Saturday, January 21, 2017 is a day that will go down in history. On this day, millions of women (and men) across the world took to the streets and protested a regime that supports the erasure of our rights as human beings. A regime that doesn’t care about people of color, the disabled or the LGBTQ community and has openly disparaged immigrants. I consider myself lucky to have attended to largest march of all in Washington, DC.

We knew it was going to be huge. Organizers estimated there would be about 200,000 people but by the time I left my house and began walking towards the metro, I could tell it would be more. It seemed like everyone in my neighborhood was headed downtown, armed with protest signs and pussy hats. The trains themselves were almost too crowded to ride. I ended up getting off two stops up. It took us an hour just to walk to the center of the march.

Looking out over a crowd of 500,000+ people is quite mind-boggling. I had never seen anything like it. It was wall-to-wall people. Screaming, singing, banging drums and dancing. A crowd that stretched as far as the eye could see in any direction.
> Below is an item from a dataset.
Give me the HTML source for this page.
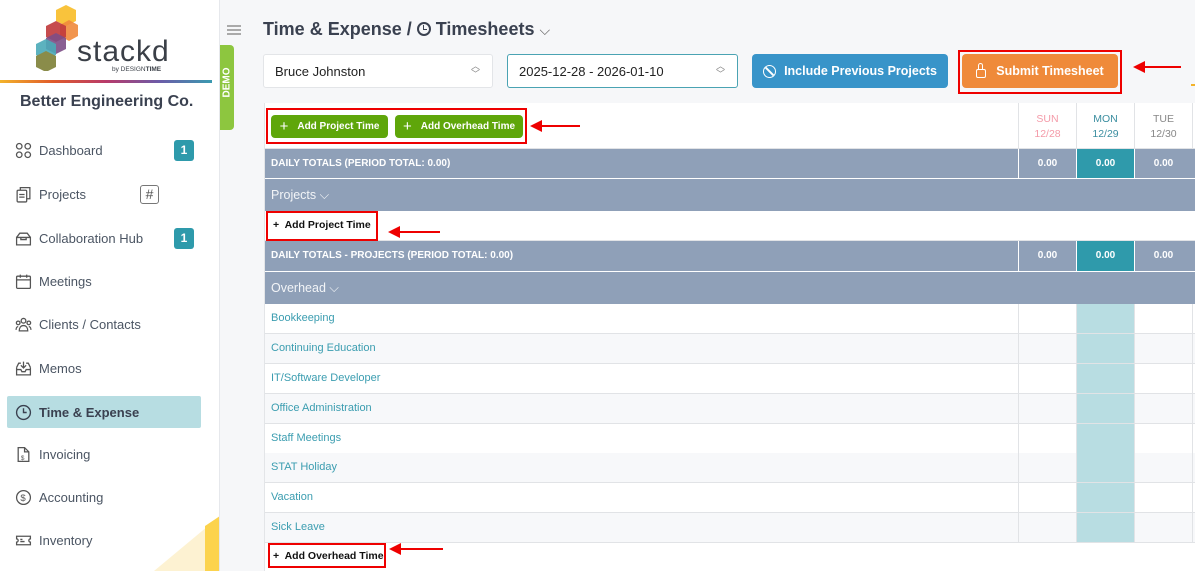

It was a sight to behold and it filled my cold heart to capacity.

I don’t want to call myself a cynical person but when it comes to American politics, that’s really the only word I can think of to describe myself.

Perhaps it’s because as a woman of color, I experience direct opposition to my existence everyday.

Perhaps it’s because I have watched as the first black president was dragged through the mud by people who would rather see him and his family dead than in the White House.

Or maybe it’s just years of witnessing politicians who care more about what I choose to do with my body than actual violence against women.

Since the election, I’m sorry to say that my view of this country has darkened even further. I have been feeling so down. I felt like I had lost what little faith I had left in my fellow American. I didn’t know where we were headed as a country. I was actually fearful of the incoming president and his cabinet of clowns. All I could hope for going forward was that it wouldn’t be too bad. That by some miracle, everything would turn out ok.

Today, I realized we don’t have to wait for a miracle. In sheer numbers, we are one.

A statement was made today. We will not go quietly. We will not roll over. We will not say sorry. We will stand up for our rights and the rights of all marginalized groups. You can delete the pages on climate change, civil rights, the disabled and the LGBTQ community from the White House website. That’s fine. We’ve got enough signs for everyone.

For me, today was an incredible gift. To see the sheer mass of resistance to this utter ridiculousness restored my faith in this country and its people. I am so thankful that one day I will be able turn to my children and say “I was there.”

I have been feeling lost since the election. But looking over that crowd today, I was full of hope.